Plimpton also became a regular on Hugh Hefner’s Playboy After Dark TV program and threw many storied parties himself. Black-and-white shots of those nights capture him in the company of Truman Capote, Gore Vidal, Norman Mailer, Tom Wolfe and many, many more.

Something had to give, of course. Plimpton’s first wife, Freddy Medora Espy, says she never liked the parties, but “he wanted to do what George wanted to do.”

Plimpton’s son,Taylor, recalls hearing the constant cocktail chatter from his upstairs bedroom. ”It was all right, I guess,” he remembers.

Second wife Sarah Whitehead Dudley, says of her husband, “He wasn’t really your mate. He was everybody’s mate.”

Towards the end, Plimpton did commercials for Buick, Intellivision video games and the Genie Automatic Garage Door opener. He still loved being seen, but the money from such endeavors mostly went to keep his beloved Paris Review afloat. Four days before his death, Plimpton attended a reunion of the 1963 Detroit Lions for whom he had so ingloriously played quarterback for a bumbling snap or two. Plimpton! shows him triumphantly waving to the big stadium crowd.

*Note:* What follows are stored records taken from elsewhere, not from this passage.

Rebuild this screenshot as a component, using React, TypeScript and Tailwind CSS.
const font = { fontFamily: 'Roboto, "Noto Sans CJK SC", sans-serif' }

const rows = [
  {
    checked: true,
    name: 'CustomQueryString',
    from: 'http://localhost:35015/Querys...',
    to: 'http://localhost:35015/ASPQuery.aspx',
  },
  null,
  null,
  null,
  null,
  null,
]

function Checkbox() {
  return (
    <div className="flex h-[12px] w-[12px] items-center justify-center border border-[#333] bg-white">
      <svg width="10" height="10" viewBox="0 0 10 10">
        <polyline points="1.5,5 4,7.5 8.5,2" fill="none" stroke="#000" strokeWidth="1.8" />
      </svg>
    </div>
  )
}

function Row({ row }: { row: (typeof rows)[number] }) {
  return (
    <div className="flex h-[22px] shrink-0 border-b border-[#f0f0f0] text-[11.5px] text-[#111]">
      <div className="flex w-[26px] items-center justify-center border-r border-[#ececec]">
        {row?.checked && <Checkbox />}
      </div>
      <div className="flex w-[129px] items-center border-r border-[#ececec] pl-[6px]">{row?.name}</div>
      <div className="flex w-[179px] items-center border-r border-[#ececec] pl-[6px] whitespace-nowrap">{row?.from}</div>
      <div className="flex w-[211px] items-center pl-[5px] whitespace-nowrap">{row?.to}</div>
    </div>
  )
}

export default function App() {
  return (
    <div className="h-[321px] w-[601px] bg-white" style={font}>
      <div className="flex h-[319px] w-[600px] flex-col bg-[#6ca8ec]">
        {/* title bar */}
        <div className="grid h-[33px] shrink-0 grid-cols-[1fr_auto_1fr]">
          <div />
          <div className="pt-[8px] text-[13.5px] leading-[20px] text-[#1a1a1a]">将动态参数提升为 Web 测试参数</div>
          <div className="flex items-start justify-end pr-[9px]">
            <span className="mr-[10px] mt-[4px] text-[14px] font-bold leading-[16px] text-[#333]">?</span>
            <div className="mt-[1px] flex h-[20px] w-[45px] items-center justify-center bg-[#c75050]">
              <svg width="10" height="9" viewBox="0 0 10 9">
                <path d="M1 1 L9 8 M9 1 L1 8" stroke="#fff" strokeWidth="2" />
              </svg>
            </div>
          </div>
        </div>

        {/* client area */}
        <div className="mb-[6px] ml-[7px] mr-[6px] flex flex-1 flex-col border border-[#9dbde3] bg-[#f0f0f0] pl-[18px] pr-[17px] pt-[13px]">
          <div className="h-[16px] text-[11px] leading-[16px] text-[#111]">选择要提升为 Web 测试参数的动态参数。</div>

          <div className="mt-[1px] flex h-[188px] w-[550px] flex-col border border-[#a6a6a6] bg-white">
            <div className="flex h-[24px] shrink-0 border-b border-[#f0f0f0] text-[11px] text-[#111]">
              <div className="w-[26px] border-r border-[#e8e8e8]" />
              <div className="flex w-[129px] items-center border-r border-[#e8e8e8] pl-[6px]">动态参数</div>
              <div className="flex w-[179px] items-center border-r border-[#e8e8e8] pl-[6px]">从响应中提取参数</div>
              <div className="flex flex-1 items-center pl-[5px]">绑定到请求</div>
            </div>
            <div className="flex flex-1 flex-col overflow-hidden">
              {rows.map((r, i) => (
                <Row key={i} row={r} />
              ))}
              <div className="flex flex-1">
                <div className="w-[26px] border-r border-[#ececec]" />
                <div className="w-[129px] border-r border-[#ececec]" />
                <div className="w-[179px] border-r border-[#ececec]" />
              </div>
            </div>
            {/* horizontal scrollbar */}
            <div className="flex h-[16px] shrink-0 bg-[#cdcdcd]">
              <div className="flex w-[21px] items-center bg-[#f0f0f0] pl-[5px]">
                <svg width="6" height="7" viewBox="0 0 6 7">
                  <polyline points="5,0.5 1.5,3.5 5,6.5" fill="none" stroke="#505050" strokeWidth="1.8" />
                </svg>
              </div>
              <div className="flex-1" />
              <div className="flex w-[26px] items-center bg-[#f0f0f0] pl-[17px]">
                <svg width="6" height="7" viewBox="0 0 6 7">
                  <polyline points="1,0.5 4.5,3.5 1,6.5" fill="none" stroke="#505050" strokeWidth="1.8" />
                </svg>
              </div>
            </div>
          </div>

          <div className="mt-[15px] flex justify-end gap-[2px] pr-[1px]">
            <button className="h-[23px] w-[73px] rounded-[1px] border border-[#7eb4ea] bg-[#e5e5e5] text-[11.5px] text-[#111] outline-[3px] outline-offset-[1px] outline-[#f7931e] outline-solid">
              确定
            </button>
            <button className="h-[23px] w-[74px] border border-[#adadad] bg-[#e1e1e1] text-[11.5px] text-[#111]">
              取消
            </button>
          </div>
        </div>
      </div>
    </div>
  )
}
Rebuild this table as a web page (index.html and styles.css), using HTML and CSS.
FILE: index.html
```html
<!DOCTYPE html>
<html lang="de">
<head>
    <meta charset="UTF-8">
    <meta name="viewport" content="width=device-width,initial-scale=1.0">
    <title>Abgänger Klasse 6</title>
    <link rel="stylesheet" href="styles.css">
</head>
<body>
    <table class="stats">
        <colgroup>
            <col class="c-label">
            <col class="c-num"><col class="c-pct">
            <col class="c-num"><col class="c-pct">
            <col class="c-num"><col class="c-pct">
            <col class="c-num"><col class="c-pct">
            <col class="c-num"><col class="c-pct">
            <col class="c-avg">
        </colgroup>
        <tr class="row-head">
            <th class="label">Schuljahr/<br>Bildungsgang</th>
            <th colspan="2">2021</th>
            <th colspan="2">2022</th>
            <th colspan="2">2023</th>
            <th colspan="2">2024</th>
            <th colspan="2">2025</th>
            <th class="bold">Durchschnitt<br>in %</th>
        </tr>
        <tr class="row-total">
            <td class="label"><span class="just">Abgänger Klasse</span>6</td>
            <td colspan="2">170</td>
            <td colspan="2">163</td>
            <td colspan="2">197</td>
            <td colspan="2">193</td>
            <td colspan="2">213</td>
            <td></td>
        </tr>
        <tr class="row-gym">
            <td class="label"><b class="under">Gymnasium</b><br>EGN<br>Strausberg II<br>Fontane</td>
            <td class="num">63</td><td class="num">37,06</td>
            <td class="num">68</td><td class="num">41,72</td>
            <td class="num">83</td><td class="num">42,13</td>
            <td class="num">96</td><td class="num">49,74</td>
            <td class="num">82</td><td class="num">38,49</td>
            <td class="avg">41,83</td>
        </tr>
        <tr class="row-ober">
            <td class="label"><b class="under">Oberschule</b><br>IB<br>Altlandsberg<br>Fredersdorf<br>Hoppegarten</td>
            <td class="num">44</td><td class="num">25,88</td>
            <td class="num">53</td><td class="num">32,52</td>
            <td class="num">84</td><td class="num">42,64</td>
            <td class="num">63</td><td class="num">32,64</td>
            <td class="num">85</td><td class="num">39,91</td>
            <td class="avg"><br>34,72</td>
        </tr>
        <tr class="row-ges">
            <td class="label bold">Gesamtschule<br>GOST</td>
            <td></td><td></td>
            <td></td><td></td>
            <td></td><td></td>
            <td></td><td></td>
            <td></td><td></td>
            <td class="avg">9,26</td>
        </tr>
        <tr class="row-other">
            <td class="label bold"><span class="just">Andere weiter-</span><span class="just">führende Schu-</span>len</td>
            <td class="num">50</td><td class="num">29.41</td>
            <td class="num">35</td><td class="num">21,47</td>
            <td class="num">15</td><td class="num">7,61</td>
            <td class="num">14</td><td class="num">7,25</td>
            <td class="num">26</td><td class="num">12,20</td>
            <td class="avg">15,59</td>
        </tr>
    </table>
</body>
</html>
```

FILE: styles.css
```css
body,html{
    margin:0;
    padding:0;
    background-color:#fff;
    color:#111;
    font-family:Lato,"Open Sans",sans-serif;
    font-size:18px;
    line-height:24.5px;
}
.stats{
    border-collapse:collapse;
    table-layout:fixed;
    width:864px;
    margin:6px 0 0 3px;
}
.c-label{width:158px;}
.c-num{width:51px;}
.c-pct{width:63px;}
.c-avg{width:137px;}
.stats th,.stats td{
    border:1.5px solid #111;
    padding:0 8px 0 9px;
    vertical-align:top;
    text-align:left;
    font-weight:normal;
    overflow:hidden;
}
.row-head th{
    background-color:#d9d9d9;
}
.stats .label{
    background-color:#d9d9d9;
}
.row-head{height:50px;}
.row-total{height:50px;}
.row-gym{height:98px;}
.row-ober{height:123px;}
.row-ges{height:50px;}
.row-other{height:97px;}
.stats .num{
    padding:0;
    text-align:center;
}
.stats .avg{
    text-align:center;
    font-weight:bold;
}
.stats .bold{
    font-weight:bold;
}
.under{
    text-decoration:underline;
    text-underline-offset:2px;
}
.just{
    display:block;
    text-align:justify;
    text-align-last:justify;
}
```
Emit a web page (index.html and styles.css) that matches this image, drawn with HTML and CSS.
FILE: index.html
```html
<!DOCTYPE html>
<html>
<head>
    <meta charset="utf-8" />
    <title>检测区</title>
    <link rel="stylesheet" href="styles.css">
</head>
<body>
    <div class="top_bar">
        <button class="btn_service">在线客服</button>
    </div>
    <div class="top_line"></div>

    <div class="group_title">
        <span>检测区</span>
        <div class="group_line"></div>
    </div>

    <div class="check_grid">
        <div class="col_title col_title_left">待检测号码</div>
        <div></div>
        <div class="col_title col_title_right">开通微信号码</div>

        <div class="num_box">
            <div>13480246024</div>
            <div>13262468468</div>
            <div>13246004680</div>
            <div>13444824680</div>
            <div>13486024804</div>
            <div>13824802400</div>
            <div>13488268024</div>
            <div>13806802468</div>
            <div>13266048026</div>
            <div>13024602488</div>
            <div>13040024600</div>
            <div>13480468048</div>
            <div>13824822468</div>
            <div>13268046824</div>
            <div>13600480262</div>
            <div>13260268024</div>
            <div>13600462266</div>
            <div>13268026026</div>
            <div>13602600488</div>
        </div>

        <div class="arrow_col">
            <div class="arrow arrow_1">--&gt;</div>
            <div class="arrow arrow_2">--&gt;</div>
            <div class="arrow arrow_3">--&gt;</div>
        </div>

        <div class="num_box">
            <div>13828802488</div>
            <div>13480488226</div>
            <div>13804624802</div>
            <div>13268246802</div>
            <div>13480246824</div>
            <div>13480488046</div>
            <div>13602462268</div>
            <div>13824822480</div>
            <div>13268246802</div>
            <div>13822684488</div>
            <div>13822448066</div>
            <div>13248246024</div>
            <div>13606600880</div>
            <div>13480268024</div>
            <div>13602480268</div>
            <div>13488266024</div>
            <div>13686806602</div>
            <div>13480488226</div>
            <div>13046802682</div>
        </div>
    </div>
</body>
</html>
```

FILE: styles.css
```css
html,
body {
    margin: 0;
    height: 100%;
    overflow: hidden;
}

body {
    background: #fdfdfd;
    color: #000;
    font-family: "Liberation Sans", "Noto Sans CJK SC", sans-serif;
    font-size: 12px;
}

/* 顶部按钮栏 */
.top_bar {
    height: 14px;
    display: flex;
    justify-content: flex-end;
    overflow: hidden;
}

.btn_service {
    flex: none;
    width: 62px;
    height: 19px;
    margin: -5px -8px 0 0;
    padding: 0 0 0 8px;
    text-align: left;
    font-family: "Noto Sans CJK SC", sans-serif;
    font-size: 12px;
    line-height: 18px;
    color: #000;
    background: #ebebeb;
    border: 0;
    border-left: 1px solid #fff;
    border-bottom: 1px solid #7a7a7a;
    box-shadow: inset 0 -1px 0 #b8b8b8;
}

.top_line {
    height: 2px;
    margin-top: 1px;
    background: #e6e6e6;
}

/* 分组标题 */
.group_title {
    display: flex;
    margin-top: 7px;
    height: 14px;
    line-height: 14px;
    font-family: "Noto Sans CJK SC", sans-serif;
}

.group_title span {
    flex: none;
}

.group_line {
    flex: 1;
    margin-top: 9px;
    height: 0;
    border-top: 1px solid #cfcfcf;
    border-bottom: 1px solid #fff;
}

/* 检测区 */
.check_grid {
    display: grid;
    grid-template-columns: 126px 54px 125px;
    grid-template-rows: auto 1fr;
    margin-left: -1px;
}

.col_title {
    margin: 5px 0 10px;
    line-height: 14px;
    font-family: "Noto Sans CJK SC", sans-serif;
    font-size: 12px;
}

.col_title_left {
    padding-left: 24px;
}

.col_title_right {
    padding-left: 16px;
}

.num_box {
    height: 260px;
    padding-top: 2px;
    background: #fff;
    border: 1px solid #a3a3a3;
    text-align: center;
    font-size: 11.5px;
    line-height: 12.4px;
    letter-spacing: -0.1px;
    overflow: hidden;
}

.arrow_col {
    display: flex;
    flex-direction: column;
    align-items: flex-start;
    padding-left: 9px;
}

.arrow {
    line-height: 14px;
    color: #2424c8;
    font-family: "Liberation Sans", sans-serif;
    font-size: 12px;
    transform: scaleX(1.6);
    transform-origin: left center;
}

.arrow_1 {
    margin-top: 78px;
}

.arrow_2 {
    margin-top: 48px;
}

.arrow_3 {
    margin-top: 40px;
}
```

One of his more enduring latter day accomplishments, the creation of pitcher Sidd Finch for an April 1, 1985 article in Sports Illustrated, is not mentioned at all in Plimpton!. He supposedly was a closely guarded New York Mets prospect with an unheard of 163 miles per hour fastball. Many fell for the April Fool’s Day hoax, including some Major League Baseball general managers, until SI revealed it as such in its April 15th issue of that year.

That would have made for another grand chapter in Plimpton!, which is still a first-rate film about a pathfinder whose hands-on exploits long preceded Dirty Jobs and Morgan Spurlock’s various full immersions.

In Plimpton’s view, though, any jaw-dropping successes, particularly on athletic fields of play, would have ruined everything for himself, sports fans and the professional athletes who allowed him to enter their worlds.

His complete failure as a Lions quarterback underscored the great overriding truth of the matter, he wrote in Paper Lion. “The outsider did not belong. And there was comfort in that being proved.”